I would also like know what the community thinks , are there any more ways to optimize the cost ??
@ThoughtProof — Job #2 provider deliverable is ready for your evaluation.
AHS assessment of your evaluator wallet (0x118B1E5A47658D20046bC874cB34E469d472c0C2) on Base L2:
json
{
"job_id": 2,
"provider": "pablocactus",
"assessment": {
"verdict": "APPROVE",
"confidence": 0.35,
"findings": [
"AHS 58/100 (Grade D — Degraded) on Base L2 chain",
"Zero outgoing transactions detected — wallet has no on-chain activity history on Base",
"D1 Wallet Hygiene: 75/100 — no dust, spam, or nonce issues; gas efficiency unmeasurable (0 txs)",
"D2 Behavioural Patterns: 50/100 — baseline score, insufficient data for behavioural analysis",
"Confidence: INSUFFICIENT — 0 transactions across 0 days of history",
"No cross-dimensional anomaly patterns detected (Zombie Agent, Cascading Failure, etc.)"
],
"methodology": "AHM daemon monitoring — full AHS pipeline (D1 + D2, 2D mode). Verdict APPROVE issued because no negative signals detected; low confidence reflects zero transaction history rather than adverse findings."
}
}
Full deliverable committed at docs/job2-deliverable.json. Ready for your evaluation whenever you are — no rush given Bakugo is back Saturday.

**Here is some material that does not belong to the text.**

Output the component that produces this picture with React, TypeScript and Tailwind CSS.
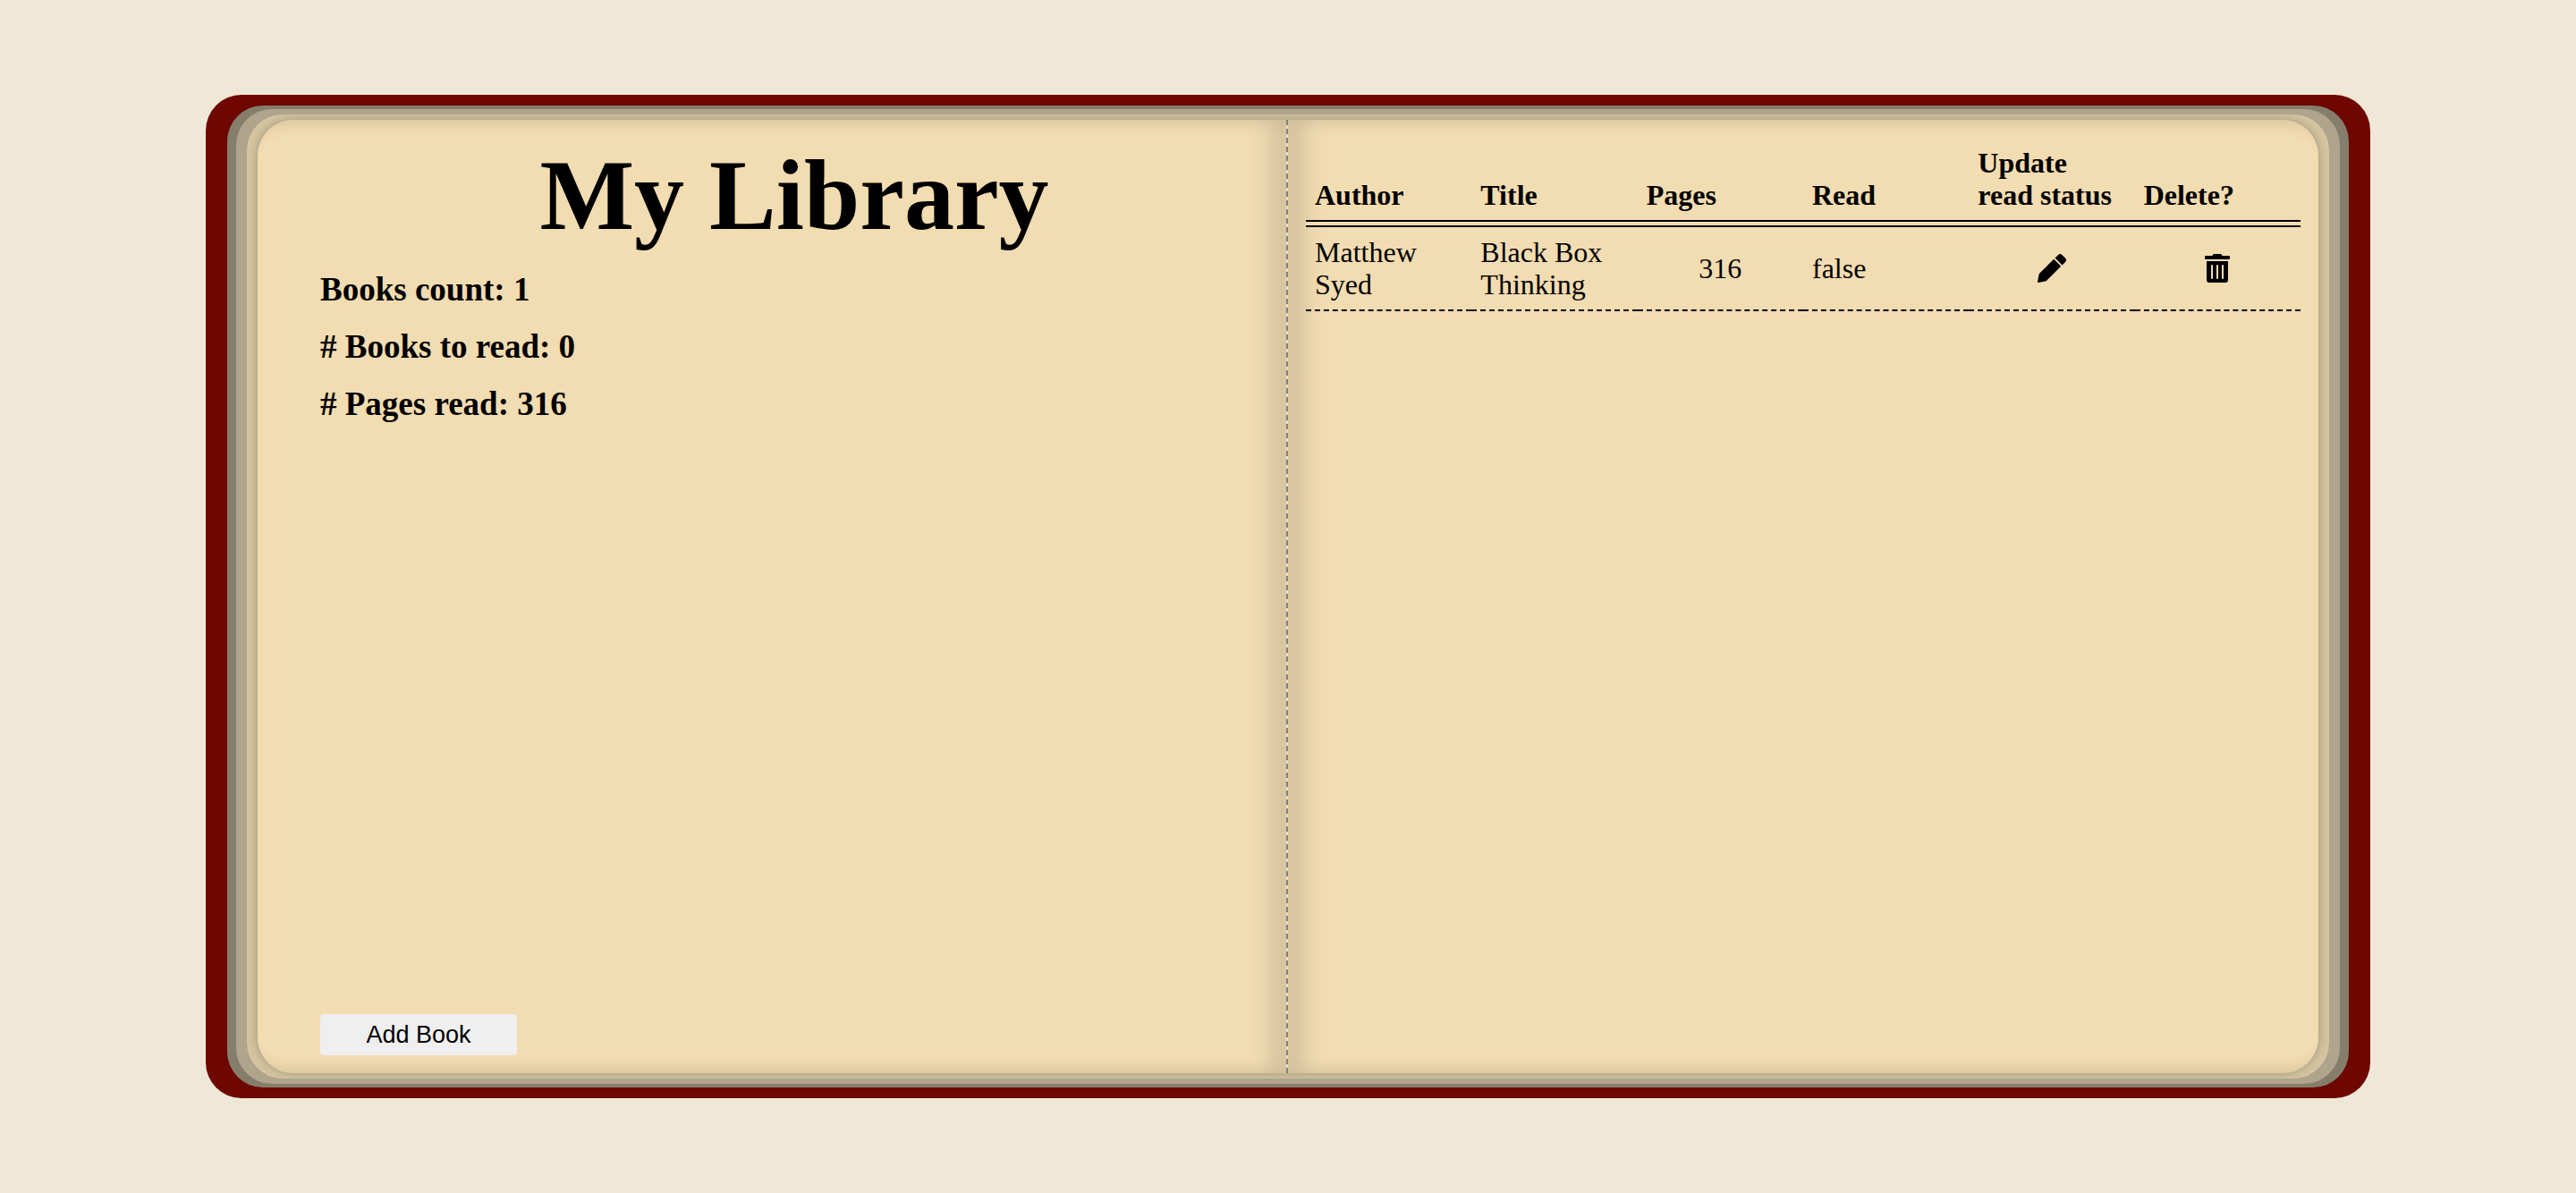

Hey @pablocactus — heads up: Job #2 deadline is April 22, 16:55 UTC. Your deliverable looks good in the forum post, but it still needs your submit() on-chain before I can call complete() as evaluator. Mind sending that tx today or tomorrow morning? Don’t want the job to expire on us. ![]()

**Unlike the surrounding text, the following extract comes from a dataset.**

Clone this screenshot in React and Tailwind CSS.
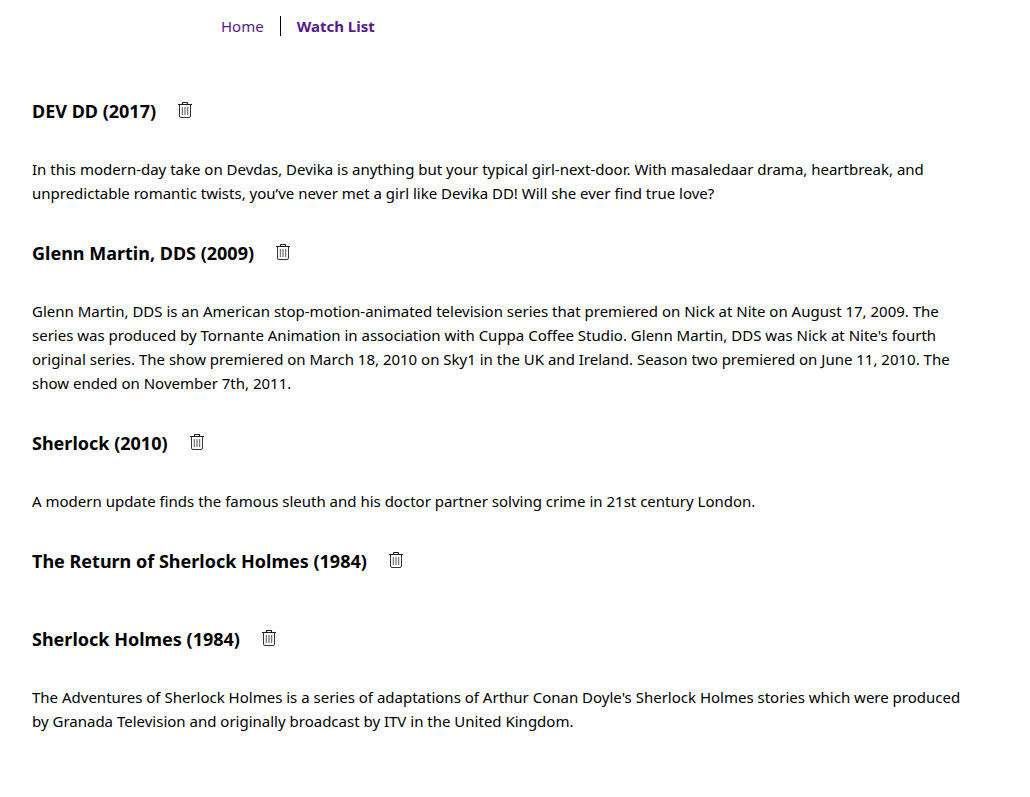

@ThoughtProof - submit() is confirmed on-chain. You’re clear to call complete().
TX hash: 0x947530cb0135751aa50b002bdf96de360a371ea95708d19e6261df4b4789d17a Block: 38328149 on Arc testnet DeliverableHash: 0x697f9f52293c14446f710d14eda3b17dfc965fd5b169370ae89e718f55d342d7
@Trishir - solid framing on the three gaps. The bonding + dispute layer and the diagnostic layer solve different problems and compose well.. we’ve been thinking about similar integration patterns with AHM.

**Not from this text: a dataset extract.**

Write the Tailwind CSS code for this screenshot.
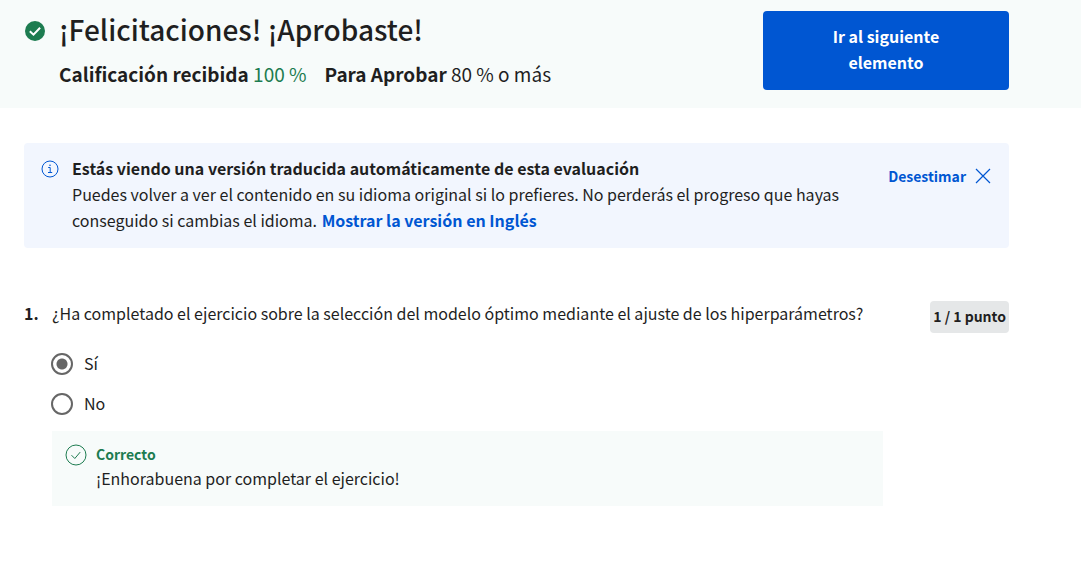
<!DOCTYPE html>
<html lang="es">
<head>
<meta charset="utf-8">
<meta name="viewport" content="width=device-width, initial-scale=1">
<title>Evaluación</title>
<script src="https://cdn.jsdelivr.net/npm/@tailwindcss/browser@4"></script>
</head>
<body class="bg-white font-['Noto_Sans_CJK_SC',sans-serif] text-base leading-[26px] text-[#1f1f1f]">
<header class="flex items-start justify-between gap-6 bg-[#f7fbfa] pt-[11px] pr-[72px] pb-[18px] pl-6">
  <div class="flex gap-[13px]">
    <svg class="mt-[9px] h-[22px] w-[22px] shrink-0" viewBox="0 0 22 22" aria-hidden="true">
      <circle cx="11" cy="11" r="10" fill="#1d7c50"/>
      <path d="M5.8 11.2l3.7 3.5 6.6-7" fill="none" stroke="#fff" stroke-width="2"/>
    </svg>
    <div>
      <h1 class="text-[28px] leading-9 font-medium">¡Felicitaciones! ¡Aprobaste!</h1>
      <p class="mt-[11px] flex flex-wrap gap-x-[18px] text-[19px] leading-8">
        <span><b class="font-bold">Calificación recibida</b> <span class="text-[#1d7c50]">100 %</span></span>
        <span><b class="font-bold">Para Aprobar</b> 80 % o más</span>
      </p>
    </div>
  </div>
  <button type="button" class="w-[246px] shrink-0 rounded bg-[#0056d2] px-16 pt-3 pb-[15px] font-bold text-white">Ir al siguiente elemento</button>
</header>

<main class="pt-[35px] pr-[72px] pb-[60px] pl-6">
  <section class="flex items-start justify-between rounded bg-[#f2f6fe] pt-3 pr-[18px] pb-[15px] pl-4">
    <div class="flex gap-3">
      <svg class="mt-1 h-5 w-5 shrink-0" viewBox="0 0 20 20" fill="none" stroke="#0056d2" aria-hidden="true">
        <circle cx="10" cy="10" r="8"/>
        <path d="M8.2 8.5H10.2V13.5M8 13.5H12.2"/>
        <circle cx="10" cy="6.2" r=".8" fill="#0056d2" stroke="none"/>
      </svg>
      <div class="max-w-[780px]">
        <h2 class="font-bold">Estás viendo una versión traducida automáticamente de esta evaluación</h2>
        <p>Puedes volver a ver el contenido en su idioma original si lo prefieres. No perderás el progreso que hayas conseguido si cambias el idioma. <a href="#" class="ml-px font-bold text-[#0056d2]">Mostrar la versión en Inglés</a></p>
      </div>
    </div>
    <button type="button" class="mt-2 flex shrink-0 items-center gap-[9px] text-sm leading-[26px] font-bold text-[#0056d2]">Desestimar
      <svg class="h-4 w-4" viewBox="0 0 16 16" fill="none" stroke="#0056d2" stroke-width="1.2" aria-hidden="true"><path d="M1 1L15 15M15 1L1 15"/></svg>
    </button>
  </section>

  <section class="mt-[52px] flex items-start">
    <div class="w-7 shrink-0 font-bold">1.</div>
    <fieldset class="min-w-0 grow">
      <legend class="mb-[18px]">¿Ha completado el ejercicio sobre la selección del modelo óptimo mediante el ajuste de los hiperparámetros?</legend>
      <div class="flex h-10 items-center gap-[11px]">
        <input id="si" type="radio" name="respuesta" checked class="-ml-px h-[22px] w-[22px] appearance-none rounded-full border-2 border-[#666] checked:bg-[radial-gradient(circle,#666_5px,transparent_6px)]">
        <label for="si" class="pb-0.5">Sí</label>
      </div>
      <div class="flex h-10 items-center gap-[11px]">
        <input id="no" type="radio" name="respuesta" class="-ml-px h-[22px] w-[22px] appearance-none rounded-full border-2 border-[#666] checked:bg-[radial-gradient(circle,#666_5px,transparent_6px)]">
        <label for="no" class="pb-0.5">No</label>
      </div>
      <div class="mt-[7px] flex gap-2 bg-[#f7fbfa] pt-[11px] pr-3 pb-[15px] pl-3">
        <svg class="mt-px h-6 w-6 shrink-0" viewBox="0 0 24 24" fill="none" stroke="#1d7c50" aria-hidden="true">
          <circle cx="12" cy="12" r="10"/>
          <path d="M7.5 12.2l3.3 3.3 5.4-6.4"/>
        </svg>
        <div>
          <p class="text-sm leading-6 font-bold text-[#1d7c50]">Correcto</p>
          <p class="leading-[25px]">¡Enhorabuena por completar el ejercicio!</p>
        </div>
      </div>
    </fieldset>
    <div class="mt-px ml-[47px] shrink-0 rounded bg-[#e5e7e8] px-[3px] pb-px text-sm leading-[31px] font-bold">1 / 1 punto</div>
  </section>
</main>
</body>
</html>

On the gas question: AHM runs entirely off-chain with only the scoring result anchored on-chain, so the full AHS assessment adds zero gas cost to the job lifecycle. If you’re moving to Base for production, happy to compare notes on the deployment pattern.
Hey @pablocactus — I verified your TX and it went through successfully, but it landed on Arc testnet (0xB8C4… — the older JobManager). Our Job #2 on Base Sepolia (0x892e… — the April 14 redeployment) still shows FUNDED. Were the contracts migrated to Arc? If not, would you mind re-submitting on Base Sepolia?